| Stated goal |
Pick every line with "that" from the material below.

★ ★ ★ ★ ★

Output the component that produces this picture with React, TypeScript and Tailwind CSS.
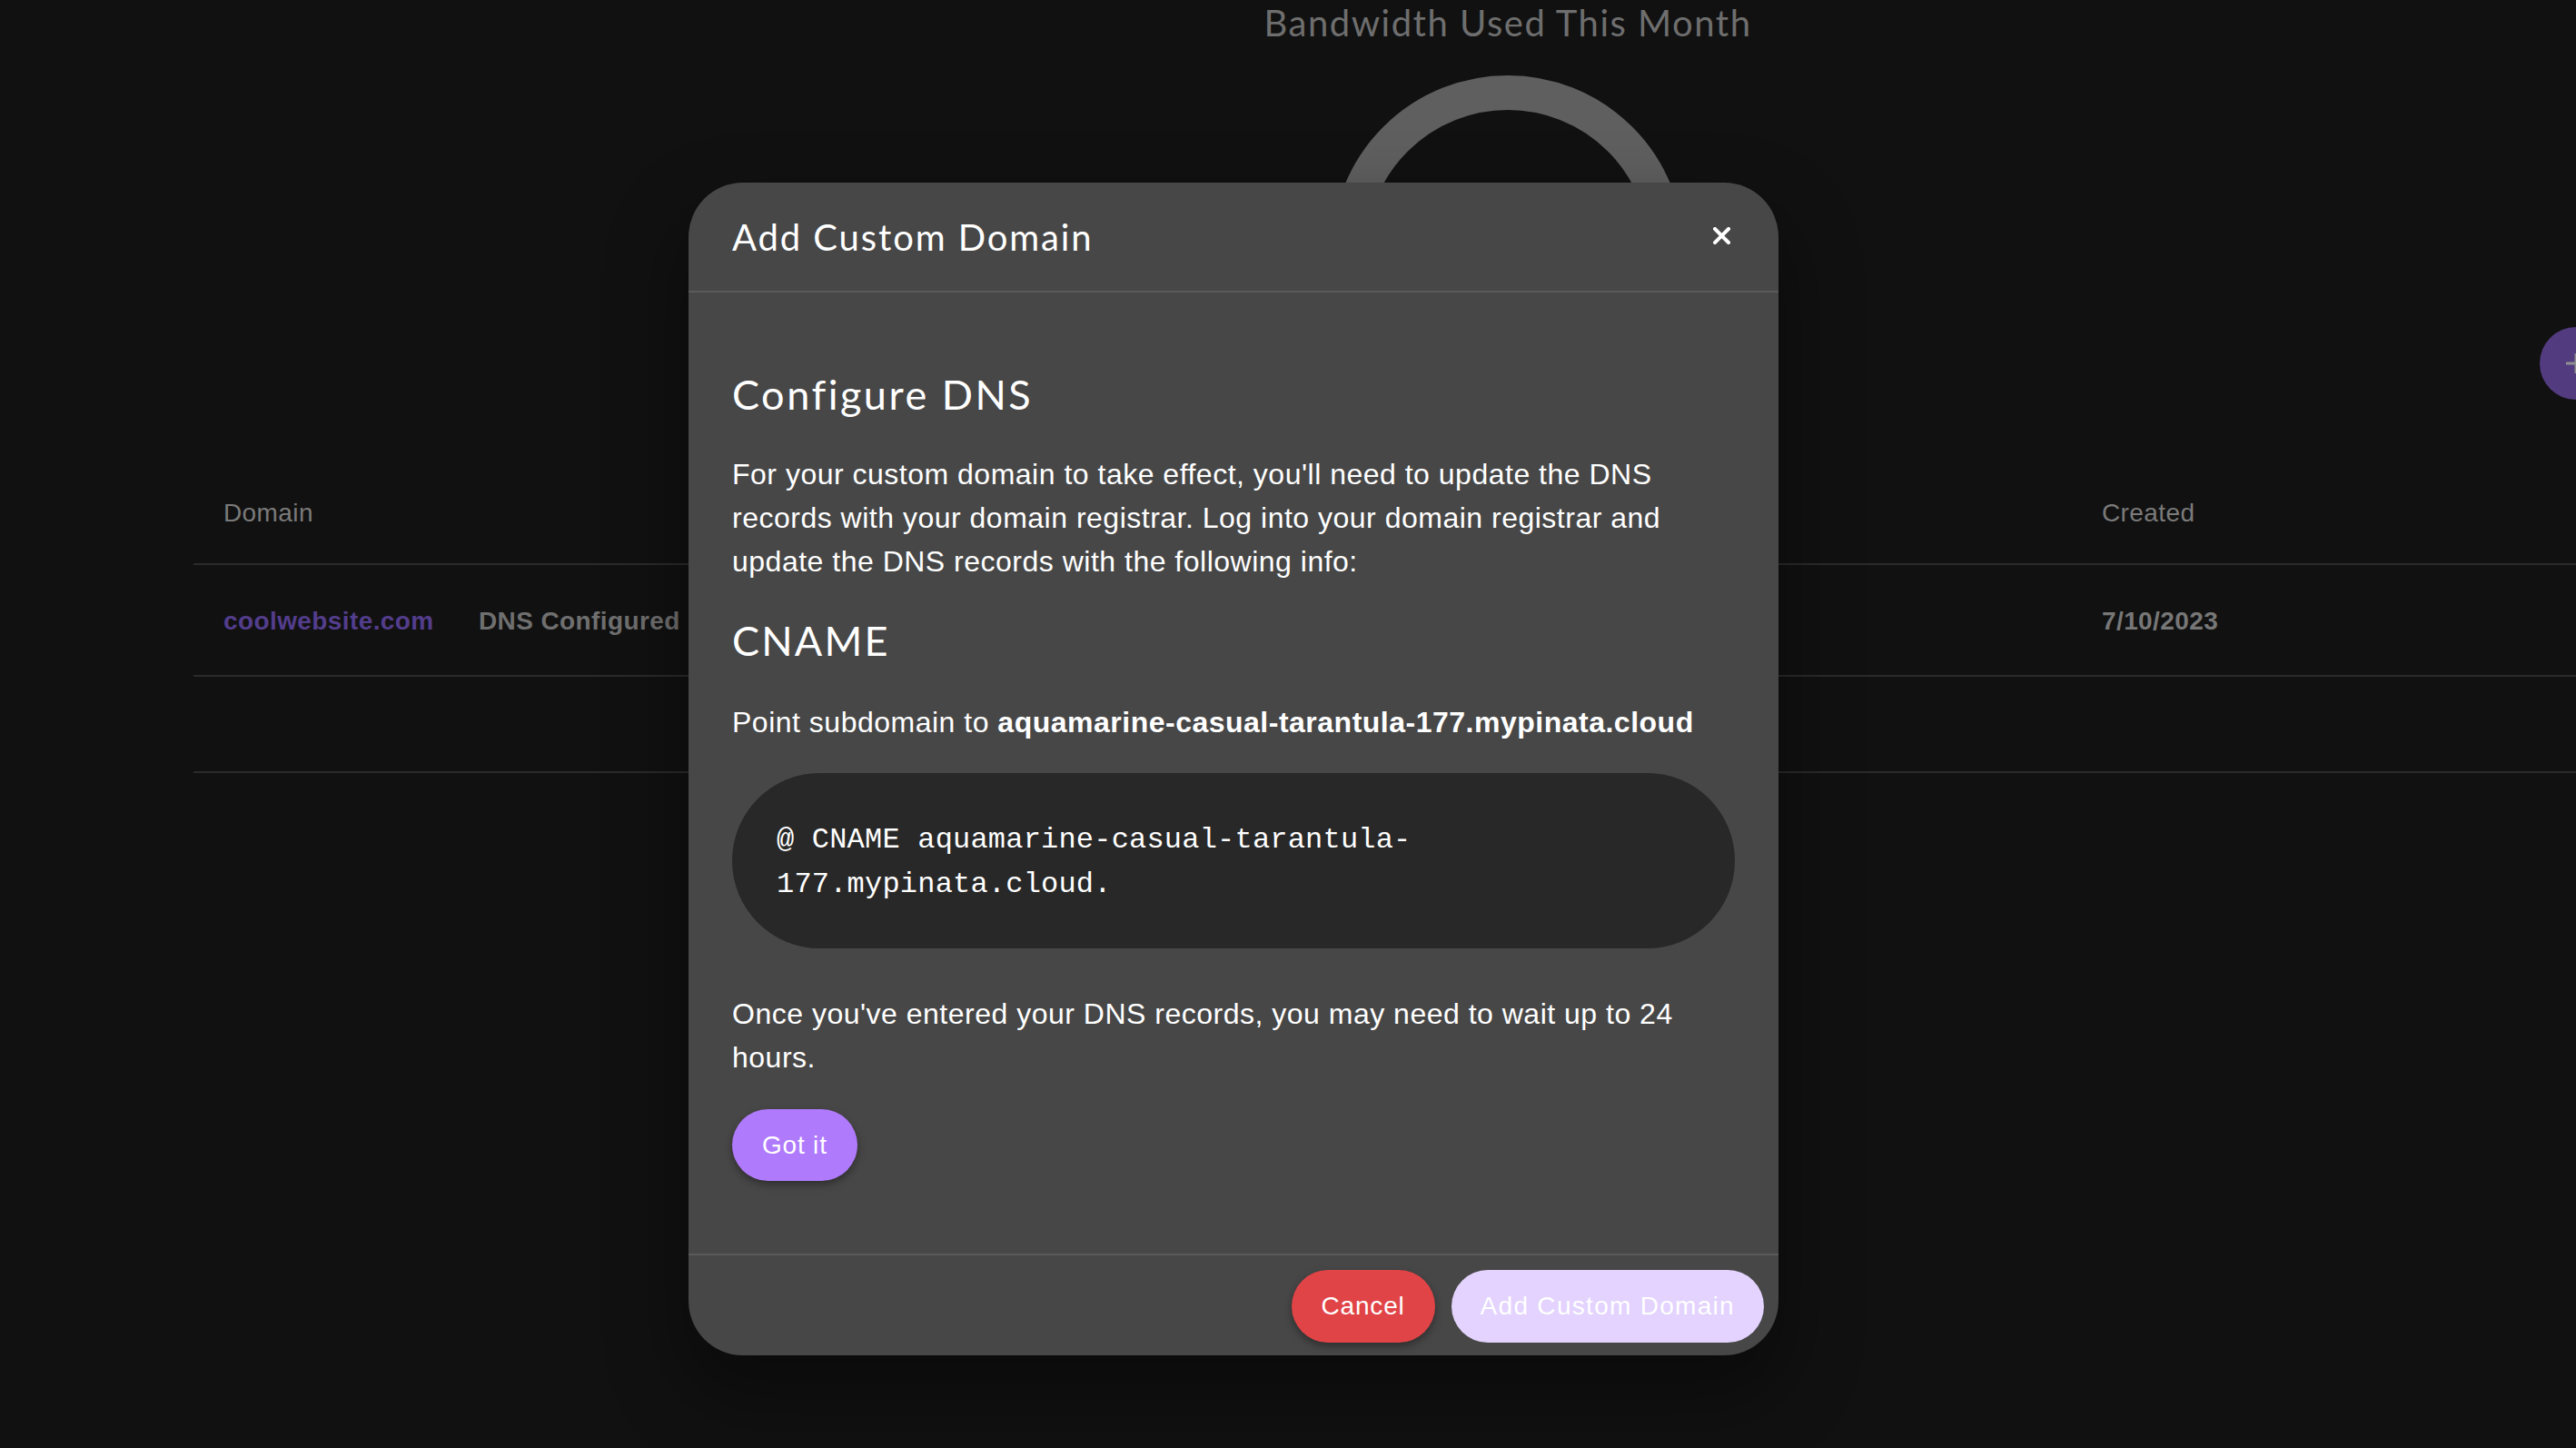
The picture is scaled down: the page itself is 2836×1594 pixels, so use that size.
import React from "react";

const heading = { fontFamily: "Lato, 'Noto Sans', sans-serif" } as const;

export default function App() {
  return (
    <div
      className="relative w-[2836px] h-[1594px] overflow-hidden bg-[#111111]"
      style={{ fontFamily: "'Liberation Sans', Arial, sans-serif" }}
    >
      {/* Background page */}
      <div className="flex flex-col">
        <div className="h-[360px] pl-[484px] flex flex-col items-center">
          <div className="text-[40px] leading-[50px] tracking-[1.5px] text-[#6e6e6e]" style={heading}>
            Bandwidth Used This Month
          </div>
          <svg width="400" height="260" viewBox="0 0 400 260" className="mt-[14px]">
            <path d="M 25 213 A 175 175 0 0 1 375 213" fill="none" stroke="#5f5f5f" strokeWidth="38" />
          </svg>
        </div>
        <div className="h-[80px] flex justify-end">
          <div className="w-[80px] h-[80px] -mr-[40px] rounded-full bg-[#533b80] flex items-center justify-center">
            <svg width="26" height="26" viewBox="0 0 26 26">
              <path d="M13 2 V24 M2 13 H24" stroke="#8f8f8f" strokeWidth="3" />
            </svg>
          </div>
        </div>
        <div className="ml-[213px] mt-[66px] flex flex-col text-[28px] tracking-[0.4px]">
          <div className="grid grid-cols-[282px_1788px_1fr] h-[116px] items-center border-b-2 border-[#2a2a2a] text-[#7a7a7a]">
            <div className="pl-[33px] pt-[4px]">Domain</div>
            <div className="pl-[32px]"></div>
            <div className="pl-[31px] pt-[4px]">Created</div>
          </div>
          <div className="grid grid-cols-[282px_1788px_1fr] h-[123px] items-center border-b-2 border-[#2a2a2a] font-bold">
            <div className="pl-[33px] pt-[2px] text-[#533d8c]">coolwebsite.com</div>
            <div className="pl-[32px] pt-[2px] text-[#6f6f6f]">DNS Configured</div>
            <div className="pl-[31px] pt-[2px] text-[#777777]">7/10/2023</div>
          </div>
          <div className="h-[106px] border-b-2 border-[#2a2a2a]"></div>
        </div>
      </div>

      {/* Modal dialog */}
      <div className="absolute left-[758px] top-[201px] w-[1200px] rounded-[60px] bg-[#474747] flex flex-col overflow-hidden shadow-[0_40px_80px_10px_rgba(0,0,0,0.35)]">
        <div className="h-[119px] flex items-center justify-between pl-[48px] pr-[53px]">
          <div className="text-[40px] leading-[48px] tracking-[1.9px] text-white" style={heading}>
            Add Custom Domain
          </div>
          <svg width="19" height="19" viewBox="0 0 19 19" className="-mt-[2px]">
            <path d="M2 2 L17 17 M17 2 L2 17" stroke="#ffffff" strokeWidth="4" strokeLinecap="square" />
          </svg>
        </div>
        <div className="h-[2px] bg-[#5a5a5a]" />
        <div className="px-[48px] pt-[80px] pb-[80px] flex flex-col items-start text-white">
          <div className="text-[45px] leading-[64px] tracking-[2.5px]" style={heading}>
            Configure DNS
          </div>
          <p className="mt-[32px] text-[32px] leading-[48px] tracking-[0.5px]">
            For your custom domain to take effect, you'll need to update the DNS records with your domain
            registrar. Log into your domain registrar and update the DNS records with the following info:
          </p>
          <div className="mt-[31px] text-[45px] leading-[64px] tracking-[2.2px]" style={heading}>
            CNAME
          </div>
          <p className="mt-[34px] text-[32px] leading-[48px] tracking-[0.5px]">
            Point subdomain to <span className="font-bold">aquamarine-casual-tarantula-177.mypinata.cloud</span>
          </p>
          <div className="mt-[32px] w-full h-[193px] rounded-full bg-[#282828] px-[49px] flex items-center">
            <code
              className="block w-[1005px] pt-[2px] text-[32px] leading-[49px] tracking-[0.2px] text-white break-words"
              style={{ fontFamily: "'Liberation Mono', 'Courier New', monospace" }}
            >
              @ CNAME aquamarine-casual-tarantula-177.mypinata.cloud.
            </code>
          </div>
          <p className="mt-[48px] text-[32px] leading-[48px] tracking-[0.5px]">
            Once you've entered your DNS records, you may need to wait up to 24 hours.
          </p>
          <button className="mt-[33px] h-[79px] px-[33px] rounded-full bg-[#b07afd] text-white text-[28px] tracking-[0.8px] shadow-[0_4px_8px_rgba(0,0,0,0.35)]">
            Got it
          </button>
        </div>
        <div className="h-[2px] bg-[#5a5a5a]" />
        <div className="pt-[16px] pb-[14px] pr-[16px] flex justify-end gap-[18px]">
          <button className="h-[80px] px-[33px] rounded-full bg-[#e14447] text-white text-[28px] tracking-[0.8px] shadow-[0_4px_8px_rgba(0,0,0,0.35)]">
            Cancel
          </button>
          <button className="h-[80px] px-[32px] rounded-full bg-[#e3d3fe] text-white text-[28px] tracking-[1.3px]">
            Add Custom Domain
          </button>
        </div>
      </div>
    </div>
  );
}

★ ★ ★ ★ ★

| Exercise solution |
Output the component that produces this picture with React, TypeScript and Tailwind CSS.
The picture is scaled down: the page itself is 2836×1594 pixels, so use that size.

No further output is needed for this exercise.